The real issue is, if we are a family - are there ministry opportunities to engage in from leadership to participation which involves all at Grace? Don't jump to a quick answer on that. When the response is "look at what we are doing at Grace (and laying out 'all the opportunities') then the question being asked is never addressed. The exercise is good - I think the Lord uses that to encourage and in this day and age, encouragement is needed. I do think it is a problem when it is the answer.
The answer is leadership at Grace has made a decision to minister in a particular direction. If your gifts of service, and heart of participation don't fit into that narrow funnel, you will feel left out.
The challenge to the body of Christ at Grace is to listen with an ear of expectancy and to 'do church' not build a church.
missy
Missy-
I don't disagree with your points, but I guess it would be interesting to hear a little more on your comment that "Singles are not the only ones who hold this view of Grace at the moment"...."the view of family that has been established at Grace and does it look as diverse as the people the Lord has brought to its community". What would that actually LOOK like? It's easy to say that something isn't working, but I don't know what that translates to in nuts and bolts, you know? I think that is the problem. Does that make sense?
As for the Family Campout, I'm surprised that this person felt out of the loop after having actually attended the campout...Andy and I have gone to the campout before having kids, and we always bring Ben, who is single and he's always had a lot of fun. But, like you said, that's this person's reality, and that is very sad. Did he have any specific examples of why it felt so exclusive? Or what could be done to make it work better for everyone?
As someone who used to attend Grace, and the Grace College group, I have a few thoughts:
First, I'm not sure what age group this single falls into, but I think that makes a huge difference. Technically speaking, most people infant through college are single. But in a very real sense, they have a place in the church, whether it's their children's Sunday School, their Youth Group, or their College Group. I think singles past that age tend to feel progressively more excluded. Their peers begin to pair off, and so instead of the large group of singles they knew in high school or college, they become surrounded by couples--married or otherwise.
This, in and of itself, can be unintentionally exclusive. I can only imagine that it would not be fun to feel "left out" in a scenario like this. It's not a church "problem" per se, but a societal phenomenon.
Second, I think Missy is hitting on a bit of a semantic issue in her second paragraph, but if there is underlying truth to it in the actions and attitudes of the Leadership, then that needs to be addressed.

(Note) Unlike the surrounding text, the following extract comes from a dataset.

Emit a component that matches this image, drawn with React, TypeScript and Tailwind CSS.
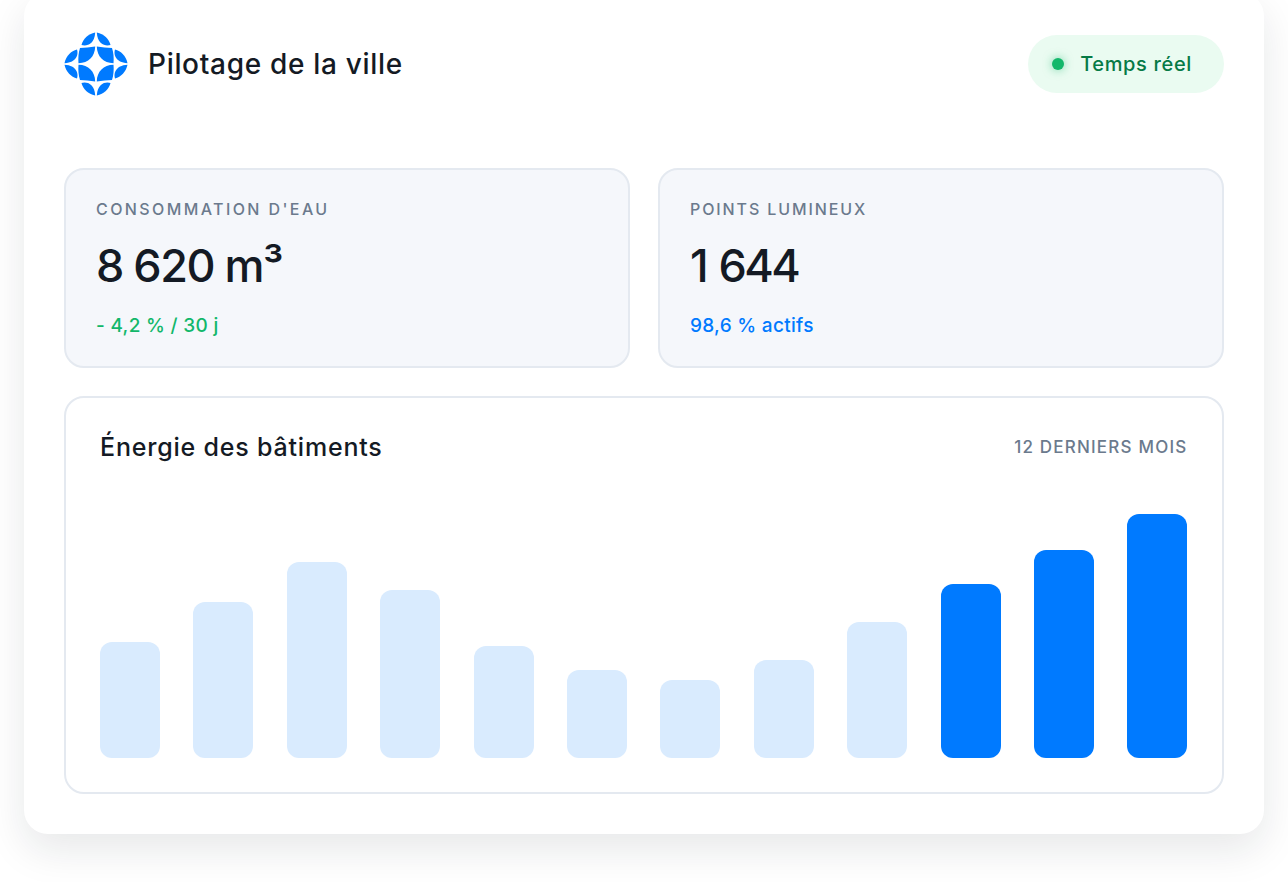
const bars = [
  { h: 116, on: false },
  { h: 156, on: false },
  { h: 196, on: false },
  { h: 168, on: false },
  { h: 112, on: false },
  { h: 88, on: false },
  { h: 78, on: false },
  { h: 98, on: false },
  { h: 136, on: false },
  { h: 174, on: true },
  { h: 208, on: true },
  { h: 244, on: true },
];

function LogoQuarter({ transform }: { transform?: string }) {
  return (
    <g transform={transform}>
      <path d="M31.200 0.500C24 2 19 7 17.500 13C22 14.500 30.500 13 31.200 0.500Z" />
      <path d="M0.500 31.200C2 24 7 19 13 17.500C14.500 22 13 30.500 0.500 31.200Z" />
      <path d="M31.200 14.500C31 24.500 24.500 31 14.500 31.200C14 26 14.500 20.500 16 16C21 15.500 26 15.500 31.200 14.500Z" />
    </g>
  );
}

function Logo() {
  return (
    <svg width="64" height="64" viewBox="0 0 64 64" fill="#007aff">
      <LogoQuarter />
      <LogoQuarter transform="translate(64 0) scale(-1 1)" />
      <LogoQuarter transform="translate(0 64) scale(1 -1)" />
      <LogoQuarter transform="translate(64 64) scale(-1 -1)" />
    </svg>
  );
}

function StatCard({ label, labelTracking, value, valueTracking, note, noteColor }: { label: string; labelTracking: string; value: string; valueTracking: string; note: string; noteColor: string }) {
  return (
    <div className="h-[200px] rounded-[20px] border-2 border-[#e4e9f0] bg-[#f5f7fb] px-[30px] pt-[27px]">
      <div className={`text-[16px] font-[450] leading-[24px] text-[#6b7a8d] ${labelTracking}`}>{label}</div>
      <div className={`mt-[17px] text-[45px] font-medium leading-[56px] text-[#141a24] ${valueTracking}`}>{value}</div>
      <div className={`mt-[18px] text-[19px] font-medium leading-[28px] tracking-[0.3px] ${noteColor}`}>{note}</div>
    </div>
  );
}

export default function App() {
  return (
    <div className="h-[882px] overflow-hidden bg-white px-6 font-['Inter','Liberation_Sans',sans-serif]">
      <div className="-mt-2 h-[842px] rounded-[24px] bg-white px-10 pt-10 shadow-[0_16px_40px_rgba(20,26,36,0.1)]">
        <header className="flex h-[64px] items-center justify-between">
          <div className="flex items-center gap-5">
            <Logo />
            <h1 className="text-[28px] font-medium tracking-[0.68px] text-[#141a24]">Pilotage de la ville</h1>
          </div>
          <div className="flex h-[58px] items-center gap-4 rounded-full bg-[#eafbf1] pl-6 pr-[32px] text-[20px] font-medium tracking-[0.65px] text-[#067a46]">
            <span className="h-3 w-3 rounded-full bg-[#12b76a] shadow-[0_0_10px_rgba(18,183,106,0.55)]" />
            Temps réel
          </div>
        </header>

        <div className="mt-[72px] grid grid-cols-2 gap-7">
          <StatCard label="CONSOMMATION D'EAU" labelTracking="tracking-[2.4px]" value="8 620 m³" valueTracking="tracking-[-1.5px]" note="- 4,2 % / 30 j" noteColor="text-[#12b76a]" />
          <StatCard label="POINTS LUMINEUX" labelTracking="tracking-[1.9px]" value="1 644" valueTracking="tracking-[-2.6px] [word-spacing:3px]" note="98,6 % actifs" noteColor="text-[#007aff]" />
        </div>

        <section className="mt-7 flex h-[398px] flex-col rounded-[20px] border-2 border-[#e4e9f0] pb-[34px] pl-[34px] pr-[34.6px] pt-[31px]">
          <div className="flex items-center justify-between">
            <h2 className="text-[25px] font-medium leading-[36px] tracking-[0.8px] text-[#141a24]">Énergie des bâtiments</h2>
            <span className="pt-[2px] text-[17px] font-[450] tracking-[1.2px] text-[#6b7a8d]">12 DERNIERS MOIS</span>
          </div>
          <div className="mt-auto flex items-end justify-between">
            {bars.map((bar, i) => (
              <div
                key={i}
                className={`w-[60px] rounded-[12px] ${bar.on ? "bg-[#007aff]" : "bg-[#d9ebfe]"}`}
                style={{ height: bar.h }}
              />
            ))}
          </div>
        </section>
      </div>
    </div>
  );
}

Finally, I do echo the perception that this particular single has of the Grace Family Campout. Admittedly, I was rarely ever in SLO during the summer to even consider attending the event, and I didn't ever hear any of the official church announcements that might have further clarified. But based on the information I had, I doubt I would have gone. My perception was always that this event was for "nuclear" families, not for the "church" family. I've seen the pictures in the bulletin, and it looked like there were a lot of families with few singles. Now, it could be argued that I missed something, but like your "thought-provoking" single, that was my perception.
Is irrevocable damage done? I don't think so. But it sounds like there is work to be done in ensuring that no group--singles, families, men, women, boys and girls, etc.-- feels like "second class citizens at Grace."
Tim,
It is true.
Sigle are left out at Grace. They have been for a long time. With a population were 45% of the people are sigle, Grace is missing an entire groupe.
So what are you plans.
or just explane it way?
Seemed to have touched a nerve with this post. . .

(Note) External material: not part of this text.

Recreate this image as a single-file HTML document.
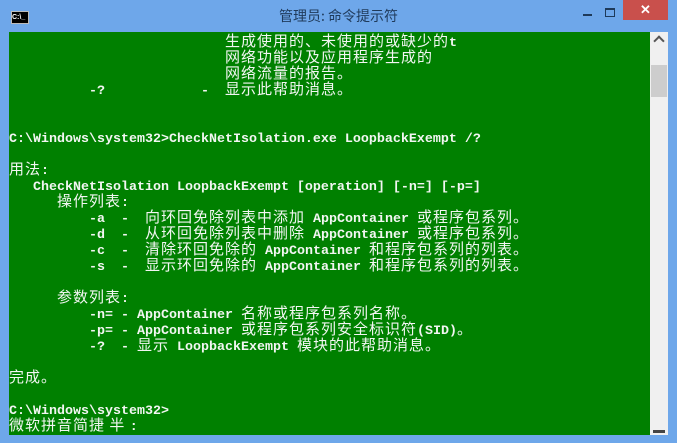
<!DOCTYPE html>
<html><head><meta charset="utf-8"><style>
body{margin:0;width:677px;height:443px;background:#6ea7ea;position:relative;overflow:hidden;font-family:"Liberation Mono","Noto Sans CJK SC",monospace}
#con{position:absolute;left:9px;top:32px;width:641px;height:403px;background:#008000}
#sb{position:absolute;left:650px;top:32px;width:18px;height:403px;background:#f0f0f0}
.l{position:absolute;left:0;margin-top:-3px;height:16px;line-height:16px;white-space:pre;color:#f2f6f2;font-size:13.33px;font-weight:bold}
.l::before{content:"\3000";display:inline-block;width:0;overflow:hidden;font-family:"Noto Sans CJK SC",sans-serif;font-weight:normal;font-size:15px;vertical-align:baseline}
.c{font-family:"Noto Sans CJK SC","WenQuanYi Zen Hei",sans-serif;font-weight:normal;font-size:15px;letter-spacing:1px}
#title{position:absolute;left:0;width:677px;top:6px;text-align:center;font-family:"Noto Sans CJK SC",sans-serif;font-size:14px;color:#1f3a5a}
</style></head><body>
<div style="position:absolute;left:11px;top:11px;width:16px;height:11px;background:#000;border:1px solid #bbb;color:#fff;font-size:7px;line-height:11px;font-family:'Liberation Sans';font-weight:bold">C:\_</div>
<div id="title">管理员: 命令提示符</div>
<div style="position:absolute;left:583px;top:14px;width:9px;height:2px;background:#1e3a5a"></div>
<div style="position:absolute;left:605px;top:8px;width:8px;height:6px;border:1px solid #1e3a5a;border-top-width:2px"></div>
<div style="position:absolute;left:623px;top:0;width:45px;height:20px;background:#c9504c;color:#fff;text-align:center;font:bold 13px/20px 'Liberation Sans'">✕</div>
<div id="con">
<div class="l" style="top:1px">                           <span class="c">生成使用的、未使用的或缺少的</span>t</div>
<div class="l" style="top:17px">                           <span class="c">网络功能以及应用程序生成的</span></div>
<div class="l" style="top:33px">                           <span class="c">网络流量的报告。</span></div>
<div class="l" style="top:49px">          -?            -  <span class="c">显示此帮助消息。</span></div>
<div class="l" style="top:97px">C:\Windows\system32&gt;CheckNetIsolation.exe LoopbackExempt /?</div>
<div class="l" style="top:129px"><span class="c">用法</span>:</div>
<div class="l" style="top:145px">   CheckNetIsolation LoopbackExempt [operation] [-n=] [-p=]</div>
<div class="l" style="top:161px">      <span class="c">操作列表</span>:</div>
<div class="l" style="top:177px">          -a  -  <span class="c">向环回免除列表中添加</span> AppContainer <span class="c">或程序包系列。</span></div>
<div class="l" style="top:193px">          -d  -  <span class="c">从环回免除列表中删除</span> AppContainer <span class="c">或程序包系列。</span></div>
<div class="l" style="top:209px">          -c  -  <span class="c">清除环回免除的</span> AppContainer <span class="c">和程序包系列的列表。</span></div>
<div class="l" style="top:225px">          -s  -  <span class="c">显示环回免除的</span> AppContainer <span class="c">和程序包系列的列表。</span></div>
<div class="l" style="top:257px">      <span class="c">参数列表</span>:</div>
<div class="l" style="top:273px">          -n= - AppContainer <span class="c">名称或程序包系列名称。</span></div>
<div class="l" style="top:289px">          -p= - AppContainer <span class="c">或程序包系列安全标识符</span>(SID)<span class="c">。</span></div>
<div class="l" style="top:305px">          -?  - <span class="c">显示</span> LoopbackExempt <span class="c">模块的此帮助消息。</span></div>
<div class="l" style="top:337px"><span class="c">完成。</span></div>
<div class="l" style="top:369px">C:\Windows\system32&gt;</div>
<div class="l" style="top:385px"><span class="c">微软拼音简捷 半 </span>:</div>
</div>
<div id="sb">
<div style="position:absolute;left:5px;top:5px;width:6px;height:6px;border-left:2px solid #555;border-top:2px solid #555;transform:rotate(45deg)"></div>
<div style="position:absolute;left:1px;top:33px;width:16px;height:32px;background:#cdcdcd"></div>
<div style="position:absolute;left:3px;top:398px;width:12px;height:3px;background:#444"></div>
</div>
</body></html>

Missy, there's a lot there in your comment and perhpas, a lot underneath your comment. . . though I'm not sure exactly what. I'd love to get together and talk, if that would be helpful. Give me a call.
A couple of quick comments here:
1. I do think this person misunderstands our/my heart, but I don't agree that noting that belittles their experience. In fact, I acknowledged that their experience is their experience. Their experience is valid. Our hope and heart for Grace is something else.
2. You are correct in your assessment that our ministry staff has made decisions to direct our ministry in particular directions. As in any family, choices must be made about the ongoing stewardship of time, talents and treasure. While we are open to input, we also feel a responsibility to purposefully direct our ministry with focus before the face of God. Sometimes that means making difficult decisions among a range of "goods" for for what we, as leaders, believe is best. Its not easy, but we believe its necessary. In no family does everyone do whatever they please all the time.
And addressing ANON's question about specific singles ministry: We have been and are open. Unfortunately, we are not in a position to staff a single's ministry, but we are committed to promoting and supporting a group of people who want to spearhead some sort of singles ministry. The challenge has always been leadership. In my conversations with singles over the last 5 years, many, if not most, singles have been resistant to singles ministry, preferring instead to be integrated into the life of the church in other ways such as Growth Groups, ABFs and Women's Bible Study. But we are open to trying something new. ANON, come and talk with one of our staff and we can see where this goes.
Even if a singles program is started I think finding ways to bring singles and families together would be great also.
I have really enjoyed the things I have participated in in the past at Grace that bring different groups together. Awhile back Herritage Builders got together at different times with other ABF's. We got to meet some different people and experience what they are up to. I also like the adopt a college student program.
I could see how someone could feel left out if they came to the camp out on thier own and did not know anyone. Maybe singles could get adopted by a family or two. We have a campsite and would be willing to share it with some one. We have an extra tent and sleeping bag too.
Also the people who seemed to have the most fun were the ones who walked around and stoped by all the camp sites to meet and greet. We will walk around with you and introduce you to the people we know and get to know the ones we haven't met before together.
It's not too late as the camp out is a few weeks away.